The U.S. has already agreed to implement it, with reporting expected by 2028.
For miners leaning on offshore entities or murky payment flows, this isn’t just bureaucratic noise. It’s a real business risk that can freeze accounts, scare off investors, or trigger steep penalties down the road. The global, federal, and local games are ALL changing, and miners need to get ahead of them.
The Compliance Playbook Is the New Alpha
To build a competitive edge that lasts longer than your next halving cycle, miners should focus on four things. The first step is to get audit-ready. Keep immaculate records, especially around energy, hardware, and depreciation. The second is to make a concerted effort to understand your local politics, negotiate long-term agreements, and diversify sources where possible.
Miners also need to invest in their story. That means being proactive in showing how your operation benefits your community and your environment. Write, post, and get journalists (when possible!) to provide objective verification of your narrative with stories about your efforts. Lastly, miners need to become policy wonks when it comes to crypto in general and mining in particular. Don’t wait for the next law to drop. Build systems that anticipate higher transparency and global compliance.
The news out of Washington this summer may have grabbed headlines, but the real shift is happening behind the scenes.
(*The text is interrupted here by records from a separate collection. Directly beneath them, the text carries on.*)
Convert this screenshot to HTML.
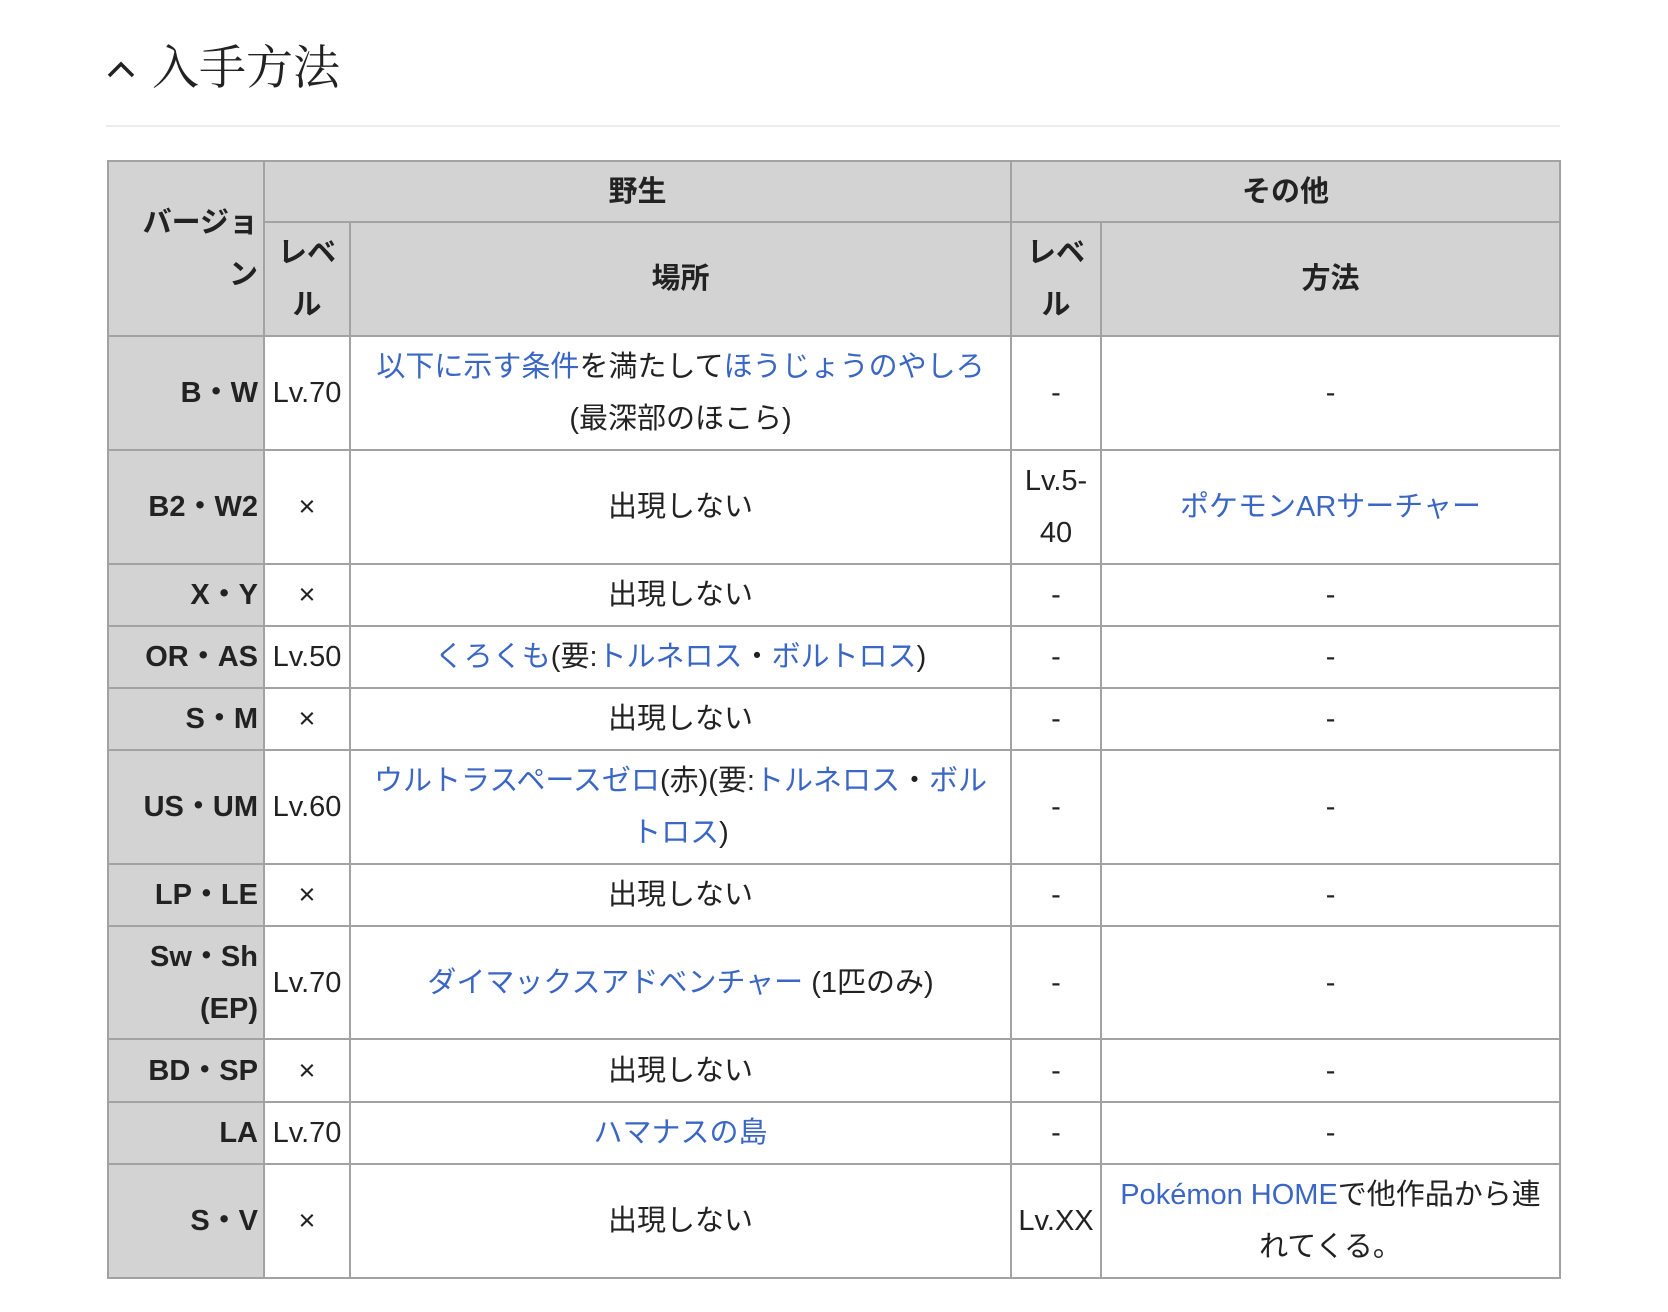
<!DOCTYPE html>
<html><head><meta charset="utf-8"><style>
body{margin:0;background:#fff;font-family:"Liberation Sans","Noto Sans CJK JP",sans-serif;color:#222;}
h2{position:absolute;left:106px;top:34px;margin:0;font-weight:normal;font-size:47px;line-height:70px;font-family:"Liberation Serif","Noto Serif CJK SC",serif;color:#222;}
h2 svg{vertical-align:middle;margin-right:16px;position:relative;top:-4px}
.hr{position:absolute;left:106px;top:125px;width:1454px;height:2px;background:#eaecf0}
table{position:absolute;left:107px;top:160px;border-collapse:collapse;table-layout:fixed;width:1452px;font-size:29px;line-height:52px}
td,th{border:2px solid #a2a2a2;text-align:center;vertical-align:middle;padding:0 5px;overflow:hidden}
th{background:#d3d3d3;font-weight:bold}
th.v{text-align:right}
a{color:#3a66c4;text-decoration:none}
</style></head><body>
<h2><svg width="30" height="20" viewBox="0 0 30 20"><path d="M3 17 L15 5 L27 17" fill="none" stroke="#222" stroke-width="3.5"/></svg>入手方法</h2>
<div class="hr"></div>
<table>
<colgroup><col style="width:156px"><col style="width:86px"><col style="width:661px"><col style="width:90px"><col style="width:459px"></colgroup>
<tr style="height:61px"><th rowspan="2" class="v">バージョン</th><th colspan="2">野生</th><th colspan="2">その他</th></tr>
<tr style="height:114px"><th>レベル</th><th>場所</th><th>レベル</th><th>方法</th></tr>
<tr style="height:114px"><th class="v">B・W</th><td>Lv.70</td><td><a>以下に示す条件</a>を満たして<a>ほうじょうのやしろ</a><br>(最深部のほこら)</td><td>-</td><td>-</td></tr>
<tr style="height:114px"><th class="v">B2・W2</th><td>×</td><td>出現しない</td><td>Lv.5-40</td><td><a>ポケモンARサーチャー</a></td></tr>
<tr style="height:62px"><th class="v">X・Y</th><td>×</td><td>出現しない</td><td>-</td><td>-</td></tr>
<tr style="height:62px"><th class="v">OR・AS</th><td>Lv.50</td><td><a>くろくも</a>(要:<a>トルネロス</a>・<a>ボルトロス</a>)</td><td>-</td><td>-</td></tr>
<tr style="height:62px"><th class="v">S・M</th><td>×</td><td>出現しない</td><td>-</td><td>-</td></tr>
<tr style="height:114px"><th class="v">US・UM</th><td>Lv.60</td><td><a>ウルトラスペースゼロ</a>(赤)(要:<a>トルネロス</a>・<a>ボル</a><br><a>トロス</a>)</td><td>-</td><td>-</td></tr>
<tr style="height:62px"><th class="v">LP・LE</th><td>×</td><td>出現しない</td><td>-</td><td>-</td></tr>
<tr style="height:113px"><th class="v">Sw・Sh (EP)</th><td>Lv.70</td><td><a>ダイマックスアドベンチャー</a> (1匹のみ)</td><td>-</td><td>-</td></tr>
<tr style="height:63px"><th class="v">BD・SP</th><td>×</td><td>出現しない</td><td>-</td><td>-</td></tr>
<tr style="height:62px"><th class="v">LA</th><td>Lv.70</td><td><a>ハマナスの島</a></td><td>-</td><td>-</td></tr>
<tr style="height:114px"><th class="v">S・V</th><td>×</td><td>出現しない</td><td>Lv.XX</td><td><a>Pokémon HOME</a>で他作品から連れてくる。</td></tr>
</table>
</body></html>
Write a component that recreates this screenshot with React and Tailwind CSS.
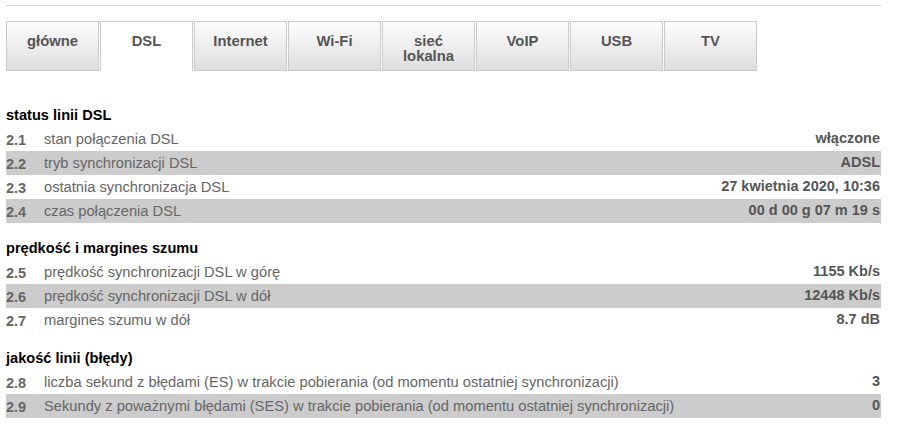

Bitcoin mining is growing, and with that comes visibility, responsibility, and pressure. Mining isn’t just about maximizing ROI anymore. It’s about building resilient, future-ready operations that can navigate policy swings, withstand public scrutiny, and handle energy transitions. The next generation of Bitcoin mining will be on record like never before, and the miners who thrive will be the ones who planned for that from the start.